Start RECORDED INFORMATION

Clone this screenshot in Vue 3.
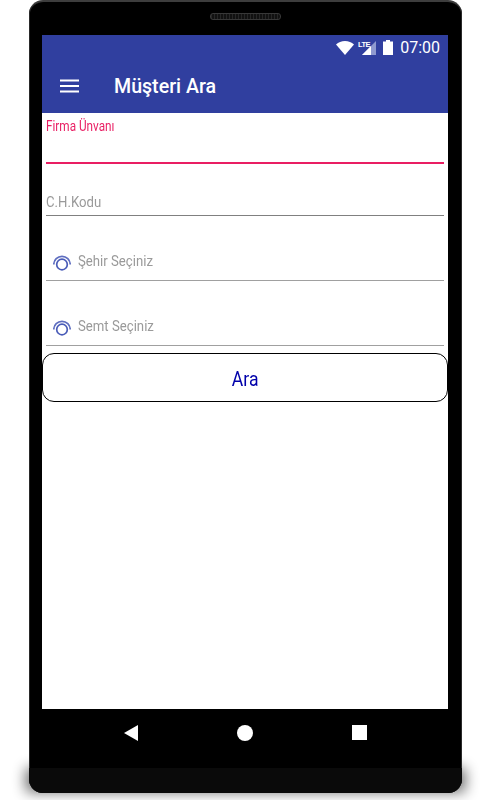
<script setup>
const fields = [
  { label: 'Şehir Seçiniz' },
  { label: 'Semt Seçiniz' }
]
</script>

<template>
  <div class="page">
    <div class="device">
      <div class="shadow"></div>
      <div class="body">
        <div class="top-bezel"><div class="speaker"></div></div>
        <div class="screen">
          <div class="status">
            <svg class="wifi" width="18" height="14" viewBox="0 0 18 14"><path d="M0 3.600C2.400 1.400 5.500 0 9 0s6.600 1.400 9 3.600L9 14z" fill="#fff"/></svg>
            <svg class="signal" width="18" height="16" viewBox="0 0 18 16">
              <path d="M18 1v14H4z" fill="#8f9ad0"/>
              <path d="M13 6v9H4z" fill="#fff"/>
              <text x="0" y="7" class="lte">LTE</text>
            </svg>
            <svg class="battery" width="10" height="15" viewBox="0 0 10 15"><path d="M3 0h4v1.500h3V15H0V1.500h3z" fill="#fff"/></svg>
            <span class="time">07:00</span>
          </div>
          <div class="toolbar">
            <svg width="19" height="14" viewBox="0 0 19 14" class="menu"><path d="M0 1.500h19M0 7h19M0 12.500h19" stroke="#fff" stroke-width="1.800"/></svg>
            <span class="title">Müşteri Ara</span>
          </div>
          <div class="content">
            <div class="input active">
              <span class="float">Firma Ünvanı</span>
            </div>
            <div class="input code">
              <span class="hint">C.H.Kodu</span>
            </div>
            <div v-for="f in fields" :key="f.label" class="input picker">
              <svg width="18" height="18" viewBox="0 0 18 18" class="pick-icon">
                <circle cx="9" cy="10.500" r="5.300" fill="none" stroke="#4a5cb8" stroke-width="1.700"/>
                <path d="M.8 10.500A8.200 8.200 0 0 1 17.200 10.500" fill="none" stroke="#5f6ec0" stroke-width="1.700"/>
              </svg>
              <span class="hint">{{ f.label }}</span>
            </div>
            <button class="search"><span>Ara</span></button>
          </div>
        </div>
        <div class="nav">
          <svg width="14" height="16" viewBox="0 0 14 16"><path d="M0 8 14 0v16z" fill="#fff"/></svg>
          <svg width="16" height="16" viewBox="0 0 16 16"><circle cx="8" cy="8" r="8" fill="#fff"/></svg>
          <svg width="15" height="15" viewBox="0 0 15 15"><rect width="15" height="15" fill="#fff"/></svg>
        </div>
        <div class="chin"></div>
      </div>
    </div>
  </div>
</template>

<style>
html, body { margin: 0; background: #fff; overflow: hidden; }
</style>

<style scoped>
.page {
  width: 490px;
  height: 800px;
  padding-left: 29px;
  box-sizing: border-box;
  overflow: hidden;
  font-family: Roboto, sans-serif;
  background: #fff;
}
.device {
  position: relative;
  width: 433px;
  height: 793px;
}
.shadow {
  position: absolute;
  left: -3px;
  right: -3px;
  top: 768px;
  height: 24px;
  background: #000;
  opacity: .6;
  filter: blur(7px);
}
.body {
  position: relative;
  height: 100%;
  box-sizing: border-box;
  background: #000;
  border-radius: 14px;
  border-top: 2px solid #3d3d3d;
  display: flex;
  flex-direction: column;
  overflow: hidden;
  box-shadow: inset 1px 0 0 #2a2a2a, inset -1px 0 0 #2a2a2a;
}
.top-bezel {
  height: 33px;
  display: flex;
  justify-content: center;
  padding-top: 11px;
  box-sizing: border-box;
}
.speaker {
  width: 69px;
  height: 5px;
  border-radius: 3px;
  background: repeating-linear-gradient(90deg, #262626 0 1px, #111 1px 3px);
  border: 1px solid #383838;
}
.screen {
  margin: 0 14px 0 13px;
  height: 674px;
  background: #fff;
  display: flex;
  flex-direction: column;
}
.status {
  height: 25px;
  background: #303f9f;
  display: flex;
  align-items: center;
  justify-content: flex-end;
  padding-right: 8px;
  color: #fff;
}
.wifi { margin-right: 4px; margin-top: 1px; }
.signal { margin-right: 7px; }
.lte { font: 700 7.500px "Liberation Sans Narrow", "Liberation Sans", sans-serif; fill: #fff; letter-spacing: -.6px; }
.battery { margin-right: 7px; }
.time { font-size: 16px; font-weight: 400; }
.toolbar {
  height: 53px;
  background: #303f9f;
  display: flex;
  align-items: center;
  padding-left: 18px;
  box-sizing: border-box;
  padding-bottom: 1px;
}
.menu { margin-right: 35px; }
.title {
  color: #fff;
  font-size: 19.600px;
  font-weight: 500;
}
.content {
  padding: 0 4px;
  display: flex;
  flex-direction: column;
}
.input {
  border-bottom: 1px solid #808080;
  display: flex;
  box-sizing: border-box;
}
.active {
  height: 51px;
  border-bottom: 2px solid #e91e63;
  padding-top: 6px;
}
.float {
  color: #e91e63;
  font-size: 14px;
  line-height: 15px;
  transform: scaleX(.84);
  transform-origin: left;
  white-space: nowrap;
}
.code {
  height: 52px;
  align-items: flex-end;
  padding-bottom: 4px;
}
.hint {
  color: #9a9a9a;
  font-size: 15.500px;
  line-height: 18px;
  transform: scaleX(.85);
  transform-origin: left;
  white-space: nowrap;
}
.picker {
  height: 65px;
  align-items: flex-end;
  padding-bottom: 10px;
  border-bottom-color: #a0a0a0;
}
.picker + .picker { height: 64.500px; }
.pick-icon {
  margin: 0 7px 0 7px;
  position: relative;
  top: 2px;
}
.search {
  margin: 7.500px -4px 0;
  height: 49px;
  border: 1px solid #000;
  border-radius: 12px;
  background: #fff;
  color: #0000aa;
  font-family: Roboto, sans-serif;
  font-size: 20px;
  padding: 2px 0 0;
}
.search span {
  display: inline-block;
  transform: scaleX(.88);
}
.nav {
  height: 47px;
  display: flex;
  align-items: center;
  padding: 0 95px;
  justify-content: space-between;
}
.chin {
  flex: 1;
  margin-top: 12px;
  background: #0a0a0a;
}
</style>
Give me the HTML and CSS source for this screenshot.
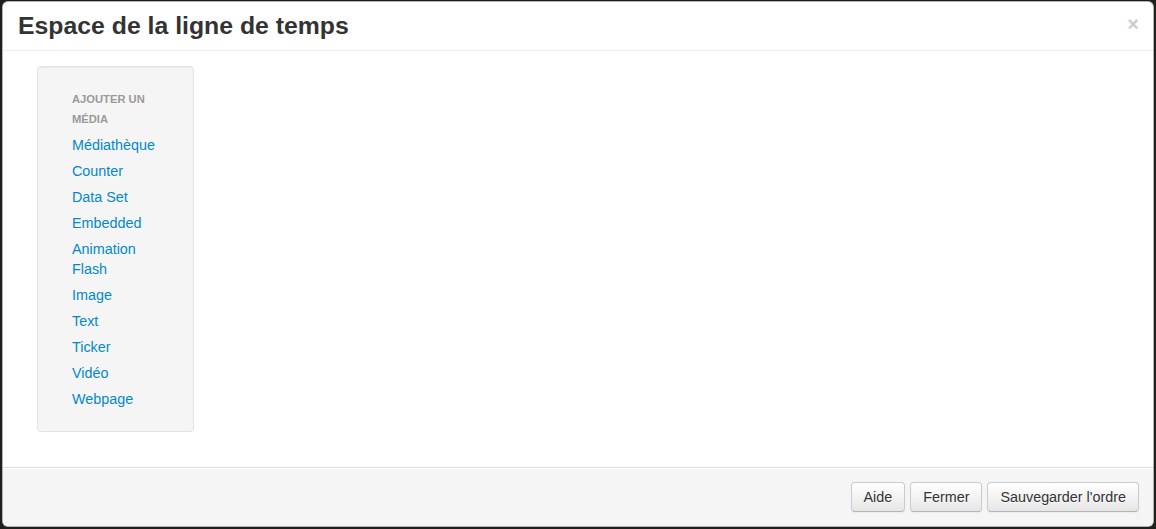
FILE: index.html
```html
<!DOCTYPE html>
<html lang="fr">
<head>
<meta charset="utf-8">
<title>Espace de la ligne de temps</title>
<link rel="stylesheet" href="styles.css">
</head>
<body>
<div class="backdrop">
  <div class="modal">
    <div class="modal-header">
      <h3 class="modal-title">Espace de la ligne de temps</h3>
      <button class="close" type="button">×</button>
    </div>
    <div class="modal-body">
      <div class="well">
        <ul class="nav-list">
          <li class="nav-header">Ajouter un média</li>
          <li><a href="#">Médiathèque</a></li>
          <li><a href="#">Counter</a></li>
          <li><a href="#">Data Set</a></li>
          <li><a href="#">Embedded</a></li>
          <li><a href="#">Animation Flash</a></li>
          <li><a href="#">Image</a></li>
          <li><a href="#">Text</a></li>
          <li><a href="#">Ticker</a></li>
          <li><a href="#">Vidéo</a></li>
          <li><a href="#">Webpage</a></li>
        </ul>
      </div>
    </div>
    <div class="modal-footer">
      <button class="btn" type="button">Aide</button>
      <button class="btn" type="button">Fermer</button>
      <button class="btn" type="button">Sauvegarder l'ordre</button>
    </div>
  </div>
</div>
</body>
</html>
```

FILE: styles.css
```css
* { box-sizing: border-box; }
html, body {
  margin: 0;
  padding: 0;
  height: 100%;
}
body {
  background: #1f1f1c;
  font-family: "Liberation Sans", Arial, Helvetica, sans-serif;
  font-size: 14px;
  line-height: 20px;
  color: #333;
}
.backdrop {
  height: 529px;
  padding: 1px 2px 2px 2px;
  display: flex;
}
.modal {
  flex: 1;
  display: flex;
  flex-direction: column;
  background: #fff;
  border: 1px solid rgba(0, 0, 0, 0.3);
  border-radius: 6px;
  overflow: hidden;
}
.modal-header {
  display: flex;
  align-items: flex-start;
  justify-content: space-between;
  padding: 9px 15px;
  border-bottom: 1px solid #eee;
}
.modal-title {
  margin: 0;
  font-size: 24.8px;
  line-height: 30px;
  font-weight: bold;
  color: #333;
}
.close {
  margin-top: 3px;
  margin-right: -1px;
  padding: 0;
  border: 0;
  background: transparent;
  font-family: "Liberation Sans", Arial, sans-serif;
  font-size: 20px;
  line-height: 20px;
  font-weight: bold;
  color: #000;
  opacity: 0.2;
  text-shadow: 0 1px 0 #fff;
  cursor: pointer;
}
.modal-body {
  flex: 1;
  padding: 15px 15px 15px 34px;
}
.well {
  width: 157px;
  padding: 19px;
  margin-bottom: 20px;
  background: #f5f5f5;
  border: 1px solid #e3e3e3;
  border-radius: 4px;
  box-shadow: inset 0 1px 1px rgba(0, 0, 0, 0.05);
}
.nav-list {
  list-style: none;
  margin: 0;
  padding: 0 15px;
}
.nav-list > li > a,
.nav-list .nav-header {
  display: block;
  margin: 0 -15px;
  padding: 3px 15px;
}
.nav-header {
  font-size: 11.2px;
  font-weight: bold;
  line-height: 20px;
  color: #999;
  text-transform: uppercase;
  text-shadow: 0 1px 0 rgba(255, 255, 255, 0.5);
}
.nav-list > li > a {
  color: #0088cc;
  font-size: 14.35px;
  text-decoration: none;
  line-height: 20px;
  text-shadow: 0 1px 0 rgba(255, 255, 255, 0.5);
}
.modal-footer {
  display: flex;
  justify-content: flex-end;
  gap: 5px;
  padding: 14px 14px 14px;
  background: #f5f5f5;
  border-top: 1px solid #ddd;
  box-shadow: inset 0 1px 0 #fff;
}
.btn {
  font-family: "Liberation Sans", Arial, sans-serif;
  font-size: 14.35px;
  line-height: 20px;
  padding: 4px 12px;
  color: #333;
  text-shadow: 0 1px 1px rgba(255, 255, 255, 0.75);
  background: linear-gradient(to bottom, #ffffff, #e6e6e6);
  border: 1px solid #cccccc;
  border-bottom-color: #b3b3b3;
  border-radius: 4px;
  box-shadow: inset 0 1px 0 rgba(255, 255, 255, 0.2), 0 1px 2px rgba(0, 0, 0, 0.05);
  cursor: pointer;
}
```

End RECORDED INFORMATION

State how many lines of the data include the word "this", with nothing else.

▶ [OUTPUT BELOW]
2